[Rows from a dataset]

* * * *

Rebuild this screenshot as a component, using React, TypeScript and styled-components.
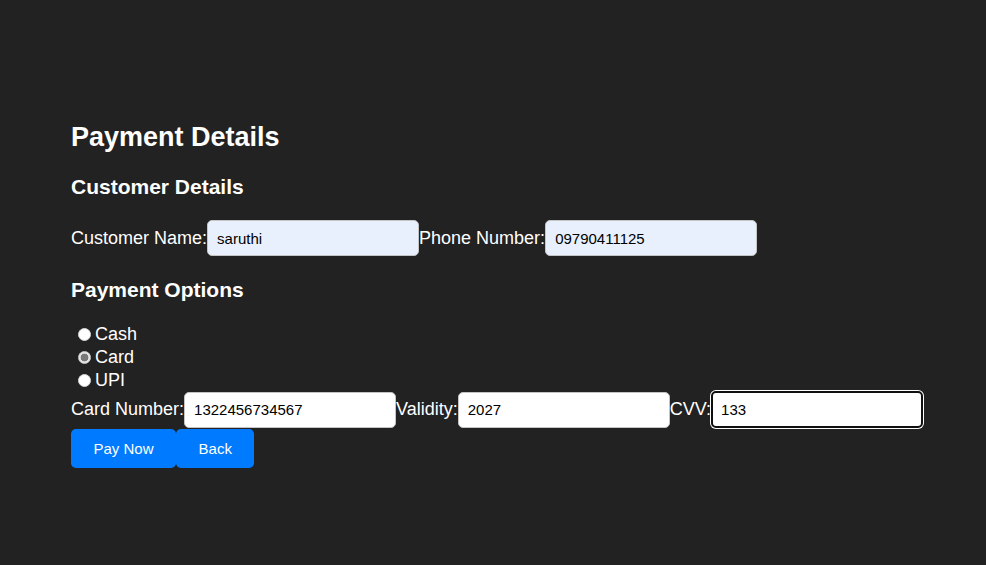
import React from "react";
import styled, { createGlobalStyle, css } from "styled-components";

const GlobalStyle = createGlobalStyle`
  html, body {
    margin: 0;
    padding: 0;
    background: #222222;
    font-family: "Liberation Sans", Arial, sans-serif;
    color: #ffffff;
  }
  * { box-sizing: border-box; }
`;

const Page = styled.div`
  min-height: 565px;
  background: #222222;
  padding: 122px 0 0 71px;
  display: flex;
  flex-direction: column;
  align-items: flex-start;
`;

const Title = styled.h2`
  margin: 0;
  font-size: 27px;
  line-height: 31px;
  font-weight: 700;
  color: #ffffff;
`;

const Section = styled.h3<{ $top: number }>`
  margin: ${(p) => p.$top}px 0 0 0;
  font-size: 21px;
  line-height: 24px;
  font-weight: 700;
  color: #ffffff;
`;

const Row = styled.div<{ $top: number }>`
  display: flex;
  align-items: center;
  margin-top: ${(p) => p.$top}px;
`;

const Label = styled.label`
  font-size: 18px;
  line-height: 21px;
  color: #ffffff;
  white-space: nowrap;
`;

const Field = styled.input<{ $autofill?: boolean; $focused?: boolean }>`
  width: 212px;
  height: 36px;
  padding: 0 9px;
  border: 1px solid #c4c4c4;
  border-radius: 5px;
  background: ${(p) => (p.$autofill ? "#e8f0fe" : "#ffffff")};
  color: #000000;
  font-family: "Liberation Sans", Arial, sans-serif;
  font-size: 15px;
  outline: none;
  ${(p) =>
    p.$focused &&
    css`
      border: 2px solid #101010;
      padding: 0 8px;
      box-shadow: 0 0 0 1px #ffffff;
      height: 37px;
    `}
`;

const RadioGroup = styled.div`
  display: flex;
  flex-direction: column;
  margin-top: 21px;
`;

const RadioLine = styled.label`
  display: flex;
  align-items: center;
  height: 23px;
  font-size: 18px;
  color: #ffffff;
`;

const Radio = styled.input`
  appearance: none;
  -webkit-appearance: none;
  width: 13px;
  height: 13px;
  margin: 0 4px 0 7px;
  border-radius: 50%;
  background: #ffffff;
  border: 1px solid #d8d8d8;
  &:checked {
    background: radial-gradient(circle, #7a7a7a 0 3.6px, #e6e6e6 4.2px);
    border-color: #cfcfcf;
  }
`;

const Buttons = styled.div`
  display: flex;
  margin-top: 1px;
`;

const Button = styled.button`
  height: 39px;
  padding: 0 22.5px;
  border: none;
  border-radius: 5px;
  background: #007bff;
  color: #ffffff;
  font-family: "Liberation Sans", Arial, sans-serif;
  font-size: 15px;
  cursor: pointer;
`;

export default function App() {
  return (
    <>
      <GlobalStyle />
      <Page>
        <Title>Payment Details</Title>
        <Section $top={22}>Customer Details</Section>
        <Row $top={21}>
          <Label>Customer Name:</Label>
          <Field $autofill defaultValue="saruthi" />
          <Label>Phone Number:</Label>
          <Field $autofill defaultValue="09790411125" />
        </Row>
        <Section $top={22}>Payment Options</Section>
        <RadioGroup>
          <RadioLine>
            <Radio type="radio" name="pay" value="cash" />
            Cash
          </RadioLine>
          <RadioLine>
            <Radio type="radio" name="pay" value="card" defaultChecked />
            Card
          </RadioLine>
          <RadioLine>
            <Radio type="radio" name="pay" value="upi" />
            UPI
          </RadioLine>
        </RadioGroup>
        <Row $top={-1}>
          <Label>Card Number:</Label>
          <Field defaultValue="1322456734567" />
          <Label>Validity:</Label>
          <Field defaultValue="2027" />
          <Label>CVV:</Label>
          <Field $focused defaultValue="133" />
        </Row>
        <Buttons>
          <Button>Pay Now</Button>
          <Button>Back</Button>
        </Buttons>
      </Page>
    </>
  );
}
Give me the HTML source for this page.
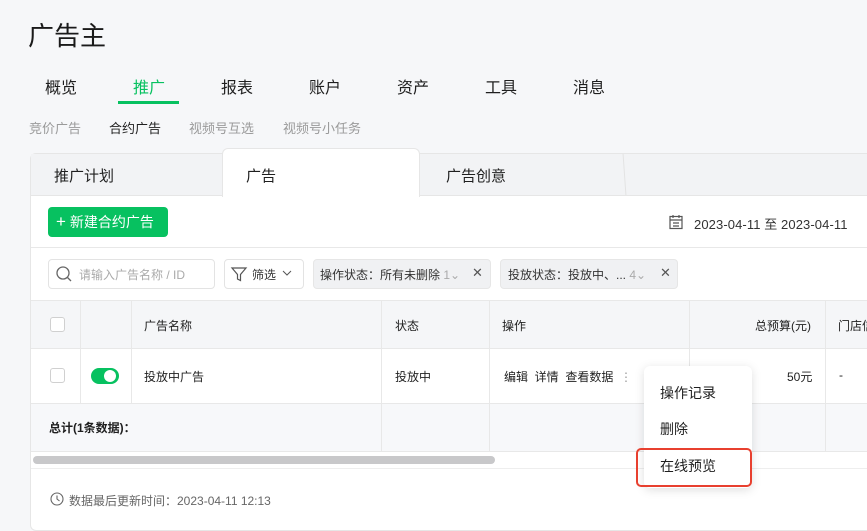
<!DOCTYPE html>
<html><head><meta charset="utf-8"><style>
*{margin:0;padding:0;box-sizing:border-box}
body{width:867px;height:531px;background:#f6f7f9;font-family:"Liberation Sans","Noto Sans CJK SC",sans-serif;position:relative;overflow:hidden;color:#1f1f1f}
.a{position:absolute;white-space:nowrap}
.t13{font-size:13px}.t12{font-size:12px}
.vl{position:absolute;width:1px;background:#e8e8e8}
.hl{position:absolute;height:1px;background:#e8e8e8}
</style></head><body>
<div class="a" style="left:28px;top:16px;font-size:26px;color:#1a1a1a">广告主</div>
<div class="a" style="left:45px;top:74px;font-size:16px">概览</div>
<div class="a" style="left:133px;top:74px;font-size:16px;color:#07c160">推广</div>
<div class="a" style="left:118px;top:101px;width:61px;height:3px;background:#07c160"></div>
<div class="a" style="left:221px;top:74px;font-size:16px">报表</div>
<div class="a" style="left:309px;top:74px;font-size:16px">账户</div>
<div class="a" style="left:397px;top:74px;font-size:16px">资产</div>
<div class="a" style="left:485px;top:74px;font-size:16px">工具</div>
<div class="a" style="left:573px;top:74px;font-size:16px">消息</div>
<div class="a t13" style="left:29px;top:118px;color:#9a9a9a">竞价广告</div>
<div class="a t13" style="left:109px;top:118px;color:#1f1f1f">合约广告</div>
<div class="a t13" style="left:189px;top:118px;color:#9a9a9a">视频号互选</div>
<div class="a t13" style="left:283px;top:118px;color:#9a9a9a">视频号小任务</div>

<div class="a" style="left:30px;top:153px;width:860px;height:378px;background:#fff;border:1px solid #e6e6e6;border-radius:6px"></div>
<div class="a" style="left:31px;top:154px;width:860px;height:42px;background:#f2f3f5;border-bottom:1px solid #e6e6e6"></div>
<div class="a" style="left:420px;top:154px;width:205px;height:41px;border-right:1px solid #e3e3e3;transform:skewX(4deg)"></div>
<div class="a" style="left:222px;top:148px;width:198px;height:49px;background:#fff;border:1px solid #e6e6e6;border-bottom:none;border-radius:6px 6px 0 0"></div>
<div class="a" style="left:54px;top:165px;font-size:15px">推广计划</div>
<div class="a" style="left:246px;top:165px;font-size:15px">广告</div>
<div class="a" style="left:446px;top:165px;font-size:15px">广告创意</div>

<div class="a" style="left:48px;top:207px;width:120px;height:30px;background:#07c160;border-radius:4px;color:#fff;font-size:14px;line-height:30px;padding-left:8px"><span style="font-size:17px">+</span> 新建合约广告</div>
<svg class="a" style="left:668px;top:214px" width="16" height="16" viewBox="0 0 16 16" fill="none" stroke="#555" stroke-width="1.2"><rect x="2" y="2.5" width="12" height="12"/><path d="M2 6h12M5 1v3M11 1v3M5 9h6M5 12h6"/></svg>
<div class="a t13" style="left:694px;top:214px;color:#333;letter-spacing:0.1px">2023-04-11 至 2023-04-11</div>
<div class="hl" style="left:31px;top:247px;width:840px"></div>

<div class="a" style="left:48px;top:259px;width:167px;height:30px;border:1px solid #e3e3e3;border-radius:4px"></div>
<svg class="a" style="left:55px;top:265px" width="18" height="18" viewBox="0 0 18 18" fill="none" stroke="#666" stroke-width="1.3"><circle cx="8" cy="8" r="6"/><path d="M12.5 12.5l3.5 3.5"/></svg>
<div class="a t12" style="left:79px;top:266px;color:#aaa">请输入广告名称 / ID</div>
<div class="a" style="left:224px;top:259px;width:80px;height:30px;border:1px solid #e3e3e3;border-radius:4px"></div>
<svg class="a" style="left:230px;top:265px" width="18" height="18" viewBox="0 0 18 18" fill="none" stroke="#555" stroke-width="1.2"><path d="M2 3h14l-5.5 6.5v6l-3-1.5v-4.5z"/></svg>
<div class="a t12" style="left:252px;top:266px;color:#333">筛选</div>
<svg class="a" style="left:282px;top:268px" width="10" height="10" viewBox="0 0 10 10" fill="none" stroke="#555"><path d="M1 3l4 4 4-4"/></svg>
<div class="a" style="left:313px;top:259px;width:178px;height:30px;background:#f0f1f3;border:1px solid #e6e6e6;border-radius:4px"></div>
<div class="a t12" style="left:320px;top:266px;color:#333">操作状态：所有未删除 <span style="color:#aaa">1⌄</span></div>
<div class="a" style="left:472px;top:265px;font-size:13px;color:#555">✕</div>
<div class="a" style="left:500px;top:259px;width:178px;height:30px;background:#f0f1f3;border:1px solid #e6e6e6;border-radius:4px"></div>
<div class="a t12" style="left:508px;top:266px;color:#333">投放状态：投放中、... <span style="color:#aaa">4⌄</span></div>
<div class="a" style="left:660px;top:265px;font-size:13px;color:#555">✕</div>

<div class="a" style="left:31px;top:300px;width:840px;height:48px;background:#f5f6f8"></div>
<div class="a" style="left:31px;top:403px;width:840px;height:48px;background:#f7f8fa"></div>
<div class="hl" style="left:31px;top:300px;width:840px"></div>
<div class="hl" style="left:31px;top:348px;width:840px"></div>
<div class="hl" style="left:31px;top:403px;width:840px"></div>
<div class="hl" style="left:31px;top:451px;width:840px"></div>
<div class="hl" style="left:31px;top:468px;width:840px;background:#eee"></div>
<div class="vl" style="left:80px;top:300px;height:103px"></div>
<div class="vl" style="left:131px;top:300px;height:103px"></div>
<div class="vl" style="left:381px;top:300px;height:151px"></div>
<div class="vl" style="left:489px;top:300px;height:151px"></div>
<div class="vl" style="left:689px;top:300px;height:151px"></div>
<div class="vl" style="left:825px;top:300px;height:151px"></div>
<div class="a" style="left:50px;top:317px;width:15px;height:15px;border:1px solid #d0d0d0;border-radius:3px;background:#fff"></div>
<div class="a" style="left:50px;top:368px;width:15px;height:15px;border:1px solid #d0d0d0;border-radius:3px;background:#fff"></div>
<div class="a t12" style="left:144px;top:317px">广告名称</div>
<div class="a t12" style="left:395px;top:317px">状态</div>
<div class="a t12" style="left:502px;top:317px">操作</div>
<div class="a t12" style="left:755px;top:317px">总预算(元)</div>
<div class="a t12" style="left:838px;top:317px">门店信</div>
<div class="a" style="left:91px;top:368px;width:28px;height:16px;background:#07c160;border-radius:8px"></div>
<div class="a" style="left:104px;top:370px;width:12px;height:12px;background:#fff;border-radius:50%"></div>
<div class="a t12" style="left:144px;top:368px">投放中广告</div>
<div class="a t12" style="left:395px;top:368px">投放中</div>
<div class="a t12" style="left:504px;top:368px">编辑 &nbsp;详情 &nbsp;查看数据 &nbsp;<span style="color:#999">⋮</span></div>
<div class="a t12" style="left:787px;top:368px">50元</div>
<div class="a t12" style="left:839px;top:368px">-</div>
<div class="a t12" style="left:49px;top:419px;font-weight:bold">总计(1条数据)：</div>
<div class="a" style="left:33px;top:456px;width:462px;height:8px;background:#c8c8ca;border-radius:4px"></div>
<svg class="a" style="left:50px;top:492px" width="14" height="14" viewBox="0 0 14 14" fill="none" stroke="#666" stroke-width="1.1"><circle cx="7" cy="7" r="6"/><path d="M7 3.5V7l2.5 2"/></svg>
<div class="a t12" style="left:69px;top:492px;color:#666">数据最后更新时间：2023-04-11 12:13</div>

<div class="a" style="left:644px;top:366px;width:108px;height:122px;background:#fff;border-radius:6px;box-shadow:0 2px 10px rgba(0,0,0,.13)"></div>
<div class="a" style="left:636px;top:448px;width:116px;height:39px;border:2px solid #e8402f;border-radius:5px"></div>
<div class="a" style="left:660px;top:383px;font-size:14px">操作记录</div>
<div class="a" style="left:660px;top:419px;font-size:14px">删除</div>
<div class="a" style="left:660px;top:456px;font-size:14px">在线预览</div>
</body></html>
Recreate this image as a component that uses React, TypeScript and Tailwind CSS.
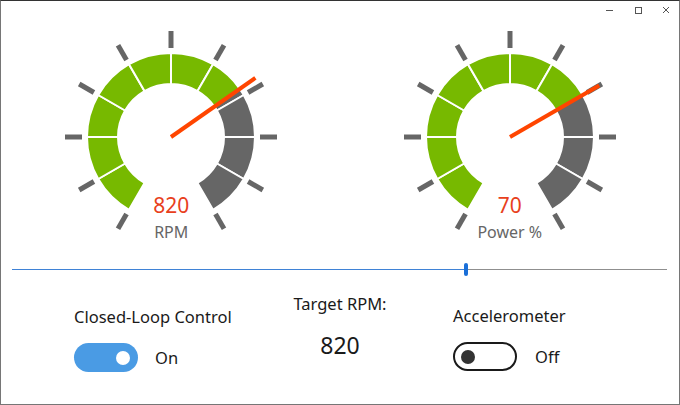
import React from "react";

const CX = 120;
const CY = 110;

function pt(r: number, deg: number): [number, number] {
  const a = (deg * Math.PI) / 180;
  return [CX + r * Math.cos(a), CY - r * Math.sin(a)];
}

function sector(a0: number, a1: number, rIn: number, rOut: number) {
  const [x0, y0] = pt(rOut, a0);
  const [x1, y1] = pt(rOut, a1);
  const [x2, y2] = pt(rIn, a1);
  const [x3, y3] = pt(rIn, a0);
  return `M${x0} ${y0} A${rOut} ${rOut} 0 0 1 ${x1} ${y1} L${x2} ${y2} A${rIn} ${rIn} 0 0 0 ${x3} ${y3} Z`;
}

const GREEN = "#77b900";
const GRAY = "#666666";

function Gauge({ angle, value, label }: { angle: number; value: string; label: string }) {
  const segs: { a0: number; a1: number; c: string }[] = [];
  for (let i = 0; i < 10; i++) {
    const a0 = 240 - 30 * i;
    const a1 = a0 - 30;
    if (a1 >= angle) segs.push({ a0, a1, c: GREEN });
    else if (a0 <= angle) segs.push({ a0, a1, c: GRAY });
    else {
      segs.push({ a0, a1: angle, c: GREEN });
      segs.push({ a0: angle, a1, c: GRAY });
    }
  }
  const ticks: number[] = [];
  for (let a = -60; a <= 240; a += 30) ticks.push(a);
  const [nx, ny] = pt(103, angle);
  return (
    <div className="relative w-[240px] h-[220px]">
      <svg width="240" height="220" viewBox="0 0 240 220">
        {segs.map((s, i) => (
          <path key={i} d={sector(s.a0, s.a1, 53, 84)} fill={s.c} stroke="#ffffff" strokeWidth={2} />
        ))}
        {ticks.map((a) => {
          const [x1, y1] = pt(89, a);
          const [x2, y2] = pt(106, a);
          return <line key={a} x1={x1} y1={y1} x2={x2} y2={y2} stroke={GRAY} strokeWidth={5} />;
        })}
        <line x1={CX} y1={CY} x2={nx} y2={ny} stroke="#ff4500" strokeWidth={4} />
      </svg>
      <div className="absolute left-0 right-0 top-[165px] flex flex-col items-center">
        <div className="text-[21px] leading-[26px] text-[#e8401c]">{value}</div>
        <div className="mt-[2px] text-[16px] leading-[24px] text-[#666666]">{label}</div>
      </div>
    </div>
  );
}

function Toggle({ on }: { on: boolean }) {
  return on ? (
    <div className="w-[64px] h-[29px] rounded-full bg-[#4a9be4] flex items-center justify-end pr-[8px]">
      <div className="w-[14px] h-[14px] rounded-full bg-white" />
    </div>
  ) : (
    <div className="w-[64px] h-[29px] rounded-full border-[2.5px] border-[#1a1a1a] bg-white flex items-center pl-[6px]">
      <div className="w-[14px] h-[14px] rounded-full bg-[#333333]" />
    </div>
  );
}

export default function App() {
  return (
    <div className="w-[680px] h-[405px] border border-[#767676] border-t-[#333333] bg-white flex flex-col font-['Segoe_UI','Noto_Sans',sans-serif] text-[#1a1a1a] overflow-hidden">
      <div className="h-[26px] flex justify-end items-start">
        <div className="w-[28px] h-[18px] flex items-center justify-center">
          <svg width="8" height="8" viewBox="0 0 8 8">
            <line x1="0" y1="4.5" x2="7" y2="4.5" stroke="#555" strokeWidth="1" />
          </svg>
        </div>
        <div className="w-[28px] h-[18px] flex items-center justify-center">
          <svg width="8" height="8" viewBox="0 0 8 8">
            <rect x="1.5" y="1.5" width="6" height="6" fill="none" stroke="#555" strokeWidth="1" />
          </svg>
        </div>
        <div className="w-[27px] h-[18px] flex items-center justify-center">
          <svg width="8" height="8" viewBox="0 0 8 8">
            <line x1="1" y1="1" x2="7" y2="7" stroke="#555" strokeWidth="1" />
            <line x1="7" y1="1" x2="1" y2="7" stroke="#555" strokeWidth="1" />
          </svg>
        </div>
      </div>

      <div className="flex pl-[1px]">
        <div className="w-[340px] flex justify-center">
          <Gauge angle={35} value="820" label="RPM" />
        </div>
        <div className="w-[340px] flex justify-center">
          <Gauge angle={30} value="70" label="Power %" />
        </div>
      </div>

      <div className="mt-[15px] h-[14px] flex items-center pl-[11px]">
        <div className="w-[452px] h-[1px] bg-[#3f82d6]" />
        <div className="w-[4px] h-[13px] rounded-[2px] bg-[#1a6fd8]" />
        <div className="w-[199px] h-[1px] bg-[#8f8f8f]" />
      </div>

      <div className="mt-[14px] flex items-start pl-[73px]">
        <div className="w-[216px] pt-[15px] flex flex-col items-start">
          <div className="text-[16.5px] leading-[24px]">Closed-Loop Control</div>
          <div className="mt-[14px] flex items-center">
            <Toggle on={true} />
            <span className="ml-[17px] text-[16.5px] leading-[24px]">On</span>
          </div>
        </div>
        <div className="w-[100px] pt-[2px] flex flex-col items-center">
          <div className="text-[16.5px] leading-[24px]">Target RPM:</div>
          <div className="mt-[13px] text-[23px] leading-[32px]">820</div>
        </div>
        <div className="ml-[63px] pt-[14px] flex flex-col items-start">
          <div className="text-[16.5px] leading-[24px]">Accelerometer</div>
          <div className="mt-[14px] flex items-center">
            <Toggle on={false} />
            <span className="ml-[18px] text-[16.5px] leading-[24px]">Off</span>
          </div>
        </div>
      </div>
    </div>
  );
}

* * * *

Within the listing above, copy each line that has the string "TypeScript".

→ **The answer**
Rebuild this screenshot as a component, using React, TypeScript and styled-components.
Recreate this image as a component that uses React, TypeScript and Tailwind CSS.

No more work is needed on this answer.